[PROMPT] Only the lines from the one with "Generate a component" to the one with "const tabs = ['拼车', '专车', '顺风车', '专线'];", both included, should be output, without any images.

[DATA TO PROCESS]
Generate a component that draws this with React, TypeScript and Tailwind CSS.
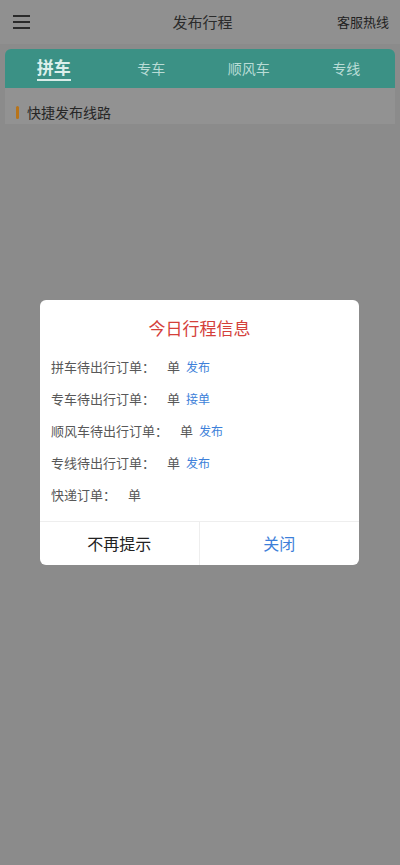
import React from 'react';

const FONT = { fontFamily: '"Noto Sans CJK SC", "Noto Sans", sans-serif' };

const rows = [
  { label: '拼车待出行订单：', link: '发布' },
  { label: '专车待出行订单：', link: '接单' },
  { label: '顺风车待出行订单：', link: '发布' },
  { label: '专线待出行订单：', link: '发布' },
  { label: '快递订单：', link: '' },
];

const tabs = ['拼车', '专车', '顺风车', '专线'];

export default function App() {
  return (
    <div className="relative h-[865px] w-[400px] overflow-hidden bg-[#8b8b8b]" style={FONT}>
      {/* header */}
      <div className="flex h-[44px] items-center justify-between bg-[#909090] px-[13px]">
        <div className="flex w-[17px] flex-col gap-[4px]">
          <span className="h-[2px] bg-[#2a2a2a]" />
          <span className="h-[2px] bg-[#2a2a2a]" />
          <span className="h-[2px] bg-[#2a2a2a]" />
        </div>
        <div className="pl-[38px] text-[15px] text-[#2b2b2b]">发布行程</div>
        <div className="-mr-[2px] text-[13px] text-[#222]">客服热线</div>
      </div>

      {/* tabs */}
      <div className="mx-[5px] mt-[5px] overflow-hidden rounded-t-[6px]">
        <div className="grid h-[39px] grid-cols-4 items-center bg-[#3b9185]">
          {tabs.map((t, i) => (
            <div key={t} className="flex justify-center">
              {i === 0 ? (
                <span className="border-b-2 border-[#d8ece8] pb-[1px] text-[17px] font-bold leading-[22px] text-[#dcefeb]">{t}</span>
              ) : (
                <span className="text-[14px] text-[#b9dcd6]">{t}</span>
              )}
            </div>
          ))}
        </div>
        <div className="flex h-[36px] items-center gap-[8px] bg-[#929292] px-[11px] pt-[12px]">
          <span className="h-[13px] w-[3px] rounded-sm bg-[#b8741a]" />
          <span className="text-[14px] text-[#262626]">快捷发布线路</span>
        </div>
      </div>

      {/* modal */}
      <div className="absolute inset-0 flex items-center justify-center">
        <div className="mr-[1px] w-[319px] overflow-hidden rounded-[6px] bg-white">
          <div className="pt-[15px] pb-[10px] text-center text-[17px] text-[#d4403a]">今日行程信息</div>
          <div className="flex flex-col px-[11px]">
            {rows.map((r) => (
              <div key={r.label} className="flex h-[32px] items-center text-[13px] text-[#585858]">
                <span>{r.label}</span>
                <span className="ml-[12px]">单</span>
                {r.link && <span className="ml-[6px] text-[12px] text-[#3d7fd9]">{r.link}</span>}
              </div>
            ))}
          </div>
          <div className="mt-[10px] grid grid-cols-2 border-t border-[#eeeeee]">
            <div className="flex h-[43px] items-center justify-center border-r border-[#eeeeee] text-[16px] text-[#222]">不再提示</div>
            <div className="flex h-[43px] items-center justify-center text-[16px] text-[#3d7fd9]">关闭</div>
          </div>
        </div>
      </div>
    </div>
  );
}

...

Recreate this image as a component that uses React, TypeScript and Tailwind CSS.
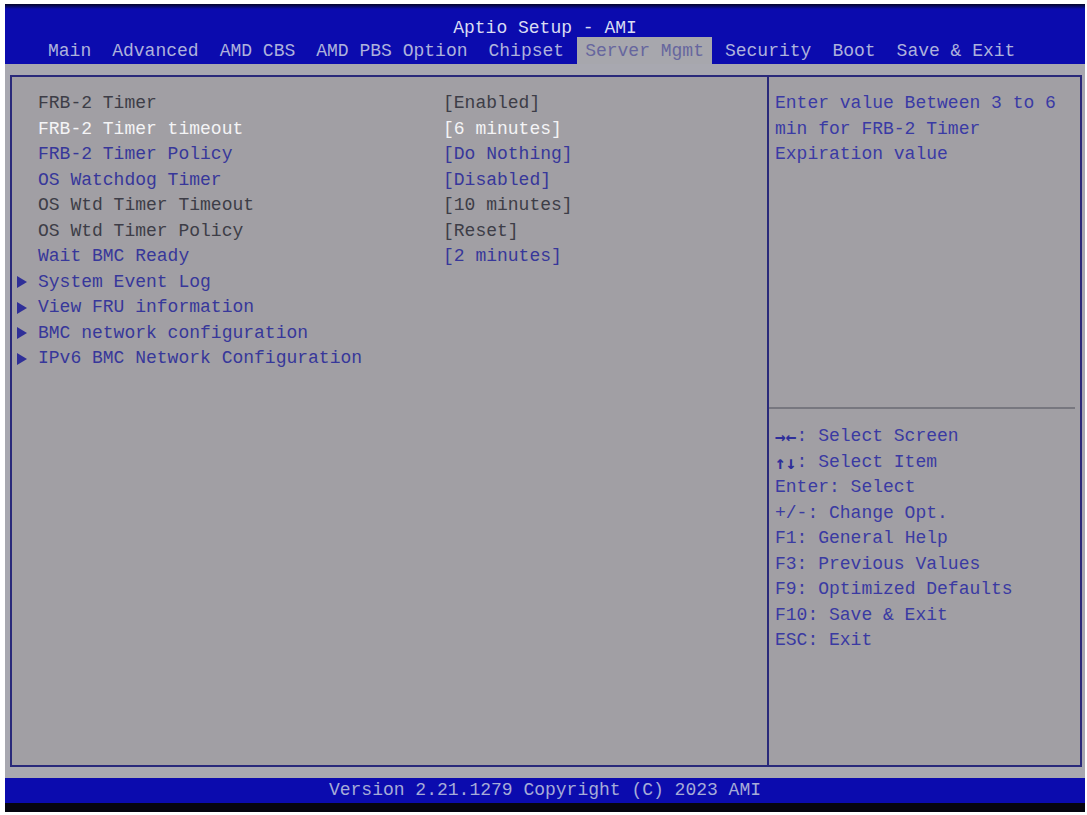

[WRITTEN RESPONSE]
Generate a component that draws this with React, TypeScript and Tailwind CSS.
import React from 'react';

const FONT = { fontFamily: '"Noto Sans CJK SC", "Noto Sans", sans-serif' };

const rows = [
  { label: '拼车待出行订单：', link: '发布' },
  { label: '专车待出行订单：', link: '接单' },
  { label: '顺风车待出行订单：', link: '发布' },
  { label: '专线待出行订单：', link: '发布' },
  { label: '快递订单：', link: '' },
];

const tabs = ['拼车', '专车', '顺风车', '专线'];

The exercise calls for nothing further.